State Machine Execution

As a first overview, have a look at the following whiteboard sketch:

  • A state machine diagram is implemented by an instance of Python class Machine (in green). It takes care of the sequence in which transitions are executed, which states there are, and which (Python) methods are called by the actions in the state machine.

  • A driver (in blue) is executing several machines. One driver keeps track of several machines. It has one event queue that collects all the events (signals and timer expirations) for its state machines.

  • A driver also has a single while loop, running in a single thread. From this while loop, a driver executes all the state machines assigned to it, one at a time.

  • A driver also manages all timers for it state machines.

  • The red arrow show that events for the queue come from expires timers, signals sent by other state machines, and signals that are sent by components out of the control of the driver.

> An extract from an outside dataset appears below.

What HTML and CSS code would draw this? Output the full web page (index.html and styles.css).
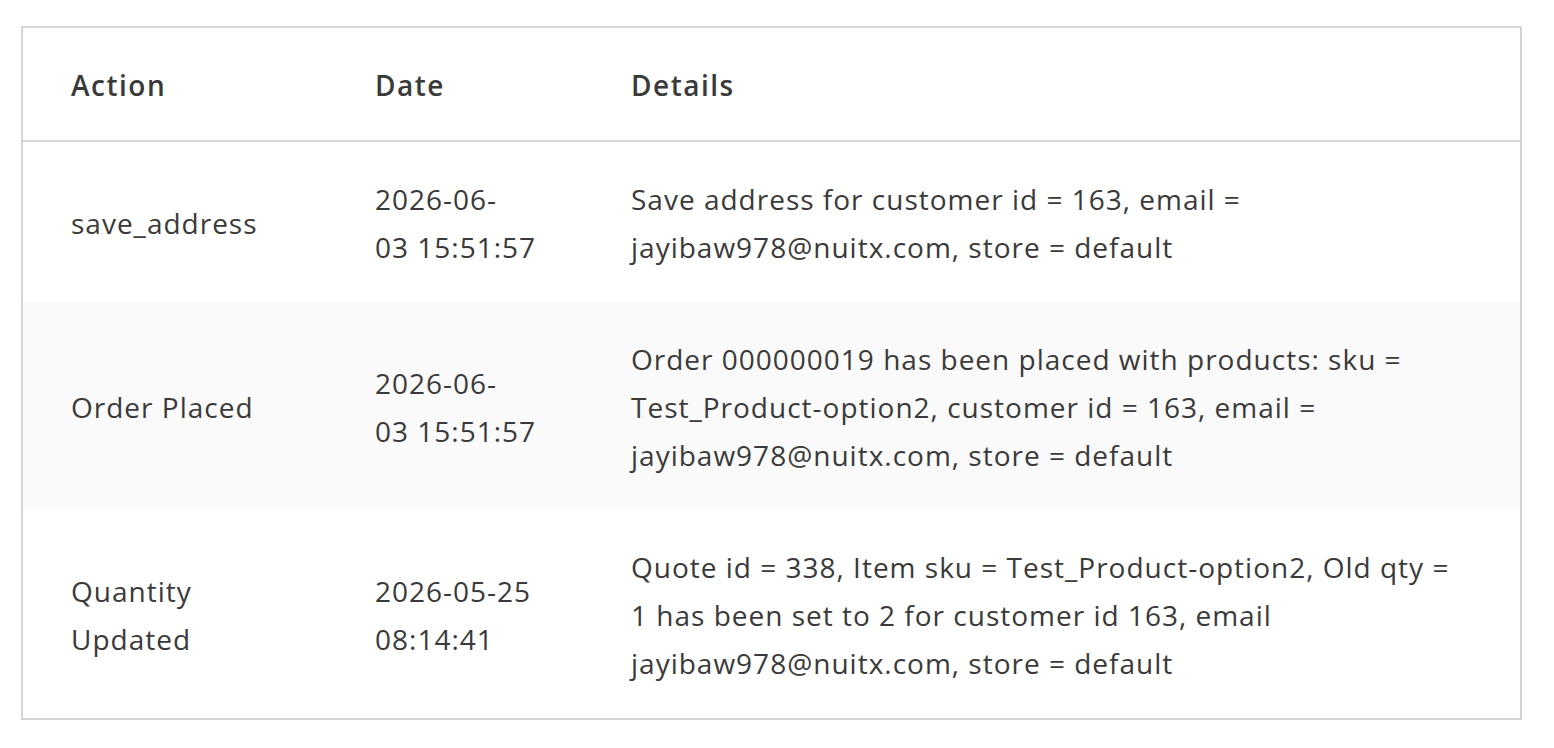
FILE: index.html
```html
<!DOCTYPE html>
<html lang="en">
<head>
<meta charset="utf-8">
<title>Activity log</title>
<link rel="stylesheet" href="styles.css">
</head>
<body>
<div class="page">
  <table class="log">
    <colgroup>
      <col class="col-action">
      <col class="col-date">
      <col class="col-details">
    </colgroup>
    <thead>
      <tr>
        <th>Action</th>
        <th>Date</th>
        <th>Details</th>
      </tr>
    </thead>
    <tbody>
      <tr>
        <td>save_address</td>
        <td>2026-06-<br>03 15:51:57</td>
        <td>Save address for customer id = 163, email = jayibaw978@nuitx.com, store = default</td>
      </tr>
      <tr class="alt">
        <td>Order Placed</td>
        <td>2026-06-<br>03 15:51:57</td>
        <td>Order 000000019 has been placed with products: sku = Test_Product-option2, customer id = 163, email = jayibaw978@nuitx.com, store = default</td>
      </tr>
      <tr>
        <td>Quantity Updated</td>
        <td>2026-05-25 08:14:41</td>
        <td>Quote id = 338, Item sku = Test_Product-option2, Old qty = 1 has been set to 2 for customer id 163, email jayibaw978@nuitx.com, store = default</td>
      </tr>
    </tbody>
  </table>
</div>
</body>
</html>
```

FILE: styles.css
```css
html, body {
  margin: 0;
  padding: 0;
  background: #ffffff;
}

.page {
  padding: 26px 0 0 21px;
}

.log {
  width: 1501px;
  border: 2px solid #d5d5d5;
  border-collapse: separate;
  border-spacing: 0;
  table-layout: fixed;
  font-family: "Open Sans", "Noto Sans", sans-serif;
  font-size: 28px;
  letter-spacing: 1px;
  line-height: 48px;
  color: #3a3a3a;
}

.col-action { width: 304px; }
.col-date { width: 256px; }

.log th,
.log td {
  padding: 33px 46px 31px 48px;
  text-align: left;
  vertical-align: middle;
}

.log th {
  font-weight: 600;
  letter-spacing: 1.5px;
  border-bottom: 2px solid #d5d5d5;
}

.log tr.alt td {
  background: #fafafa;
}
```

We will go through machines and drivers and their Python API in the following notebooks.

Python Notebooks

Install Python Notebooks on your computer, following these instructions. In case you have trouble, find help on Piazza!

Visit the Github repository https://github.com/falkr/stmpy-notebooks and download it.

You can either pull it via Git, or download directly the contents as a ZIP file, with this link:

https://github.com/falkr/stmpy-notebooks/archive/master.zip

Again, ask on Piazza if this is not working for you.

Install Python Packages

First, install state machines for Python, stmpy:

pip install --upgrade stmpy

We also need our own widgets in the notebooks, so run the following two commands:

pip install ipywidgets
jupyter nbextension enable --py widgetsnbextension

State Machines in Python – Part 1

  • Start your Jupyter Notebook server
  • Open the first notebook, stored in the file State Machines in Python – Part 1.ipynb
  • Complete all the material in the notebook and come back here!

In this notebook you learn all the basics of state machines in STMPY.

State Machines in Python – Part 2

  • Work through the content of the notebook State Machines in Python – Part 2.ipynb

You learn how we build very simple user interfaces in notebooks. We also use signals to send data from the user interface into the state machine.

State Machines in Python – Part 3

  • Work through the content of the notebook State Machines in Python – Part 3.ipynb

You learn how you can also create states that have entry and exit actions.

State Machines in Python – Part 4

  • Work through the content of the notebook State Machines in Python – Part 4.ipynb

You learn how to support decisions in state machines using compound transitions.